Unfortunately this doesn't work for x=0.


2^-infinity == 0


And 3 == 2^(log_2(3)).

Clearly we want to know if x is an integer power of 2.


2^(bitsize) == 0.

Edit: Yes, 1 << bitsize is undefined. But unsigned integers actually do have well-defined semantics on overflow, and multiplying by 2 enough times really does produce zero.


Actually, it's undefined behaviour. http://blog.regehr.org/archives/213


2^(bitsize) == 2^(bitsize)

If you meant 1 << (bitsize), that's undefined behaviour in C


So make it x && blah. Do I really have to state the obvious?


You're a computer programmer (probably). Yes you have to state the obvious...


[deleted]


All of the loops could be written recursively, but that'd be rather atypical for solving this problem in C.


Though with gcc and tail recursion it wouldn't make a difference to the generated code.


Use popcount?

return _mm_popcnt_u64(x) < 2;


if x is unsigned, then:

(x & (x - 1)) == 0


[deleted]


Not only did you not bother to read the site, your version gives the wrong answer for x=0.


It is method #9.


[deleted]


Because the methods clearly get more complicated. Starting simply and naively and then improving is a perfectly standard way of teaching.

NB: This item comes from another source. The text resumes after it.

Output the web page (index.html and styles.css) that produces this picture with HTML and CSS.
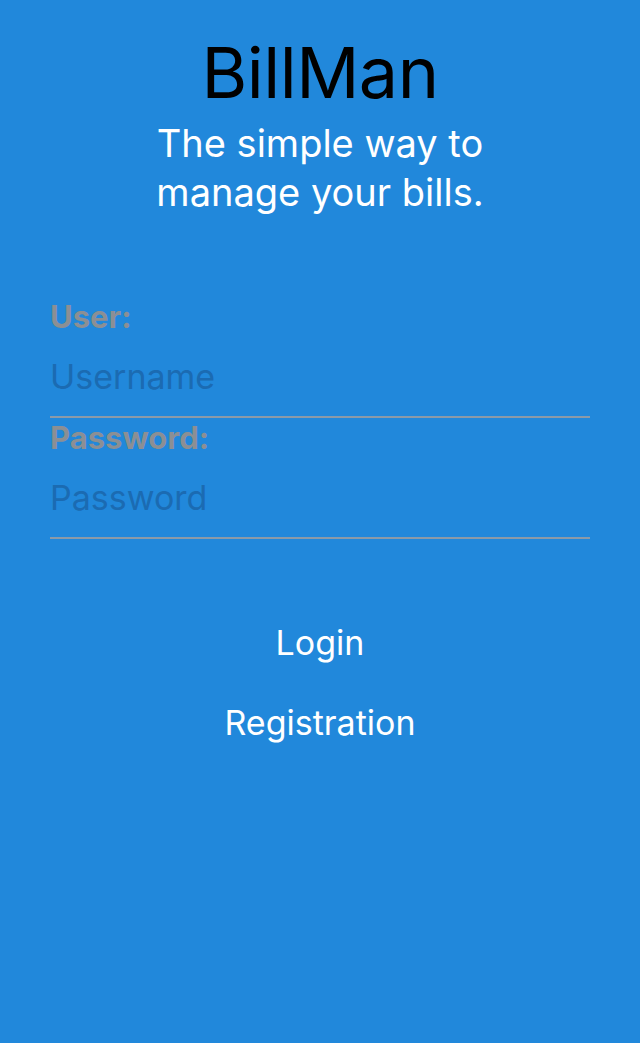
FILE: index.html
```html
<!DOCTYPE html>
<html>
<head>
<meta charset="utf-8">
<link rel="stylesheet" href="styles.css">
</head>
<body>
<div class="screen">
  <header class="header">
    <h1 class="title">BillMan</h1>
    <p class="subtitle">The simple way to<br>manage your bills.</p>
  </header>
  <form class="form">
    <label class="label">User:</label>
    <div class="field"><span class="placeholder">Username</span></div>
    <label class="label">Password:</label>
    <div class="field"><span class="placeholder">Password</span></div>
  </form>
  <div class="actions">
    <div class="btn">Login</div>
    <div class="btn">Registration</div>
  </div>
</div>
</body>
</html>
```
FILE: styles.css
```css
html, body {
  margin: 0;
  padding: 0;
}
body {
  background: #2188db;
  font-family: Inter, "Noto Sans", sans-serif;
}
.screen {
  width: 640px;
  height: 1043px;
  display: flex;
  flex-direction: column;
}
.header {
  display: flex;
  flex-direction: column;
  align-items: center;
  padding-top: 33px;
}
.title {
  margin: 0;
  font-size: 70px;
  font-weight: 400;
  line-height: 80px;
  color: #000;
  letter-spacing: -0.5px;
}
.subtitle {
  margin: 6px 0 0;
  font-size: 38px;
  line-height: 49px;
  color: #fff;
  text-align: center;
}
.form {
  display: flex;
  flex-direction: column;
  margin: 80px 50px 0;
}
.label {
  font-size: 31px;
  font-weight: 700;
  color: #8b8f94;
  line-height: 40px;
}
.field {
  height: 79px;
  border-bottom: 2px solid #8b9aa8;
  display: flex;
  align-items: center;
}
.placeholder {
  font-size: 34px;
  color: #1b6bb2;
}
.actions {
  display: flex;
  flex-direction: column;
  align-items: center;
  margin-top: 82px;
  gap: 36px;
}
.btn {
  font-size: 34px;
  color: #fff;
  line-height: 44px;
}
```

Articles like these, which provide detailed explanation of the methods involved and results of benchmarks help greatly.


The benchmarks would probably be somewhat misleading in a lot of cases here. I'm fairly certain that most compilers will replace a /2 with >>1 for example, so that isn't really going to end up being reflected when you compile it.


That depends on the CPU used. Modern CPU have more arithmetic units than logical units and can perform more divisions than bit shifts. There was a good video presentation of that, but I can't find the link now.

EDIT: http://blogs.msdn.com/b/shawnhar/archive/2007/03/19/a-story-... gives other reasons why multiplications can be faster than bit shifts.


That's multiplies, not divides. Modern CPUs are still faster at shifts than divides, even the pentium4, which lacked a single-cycle shift unit.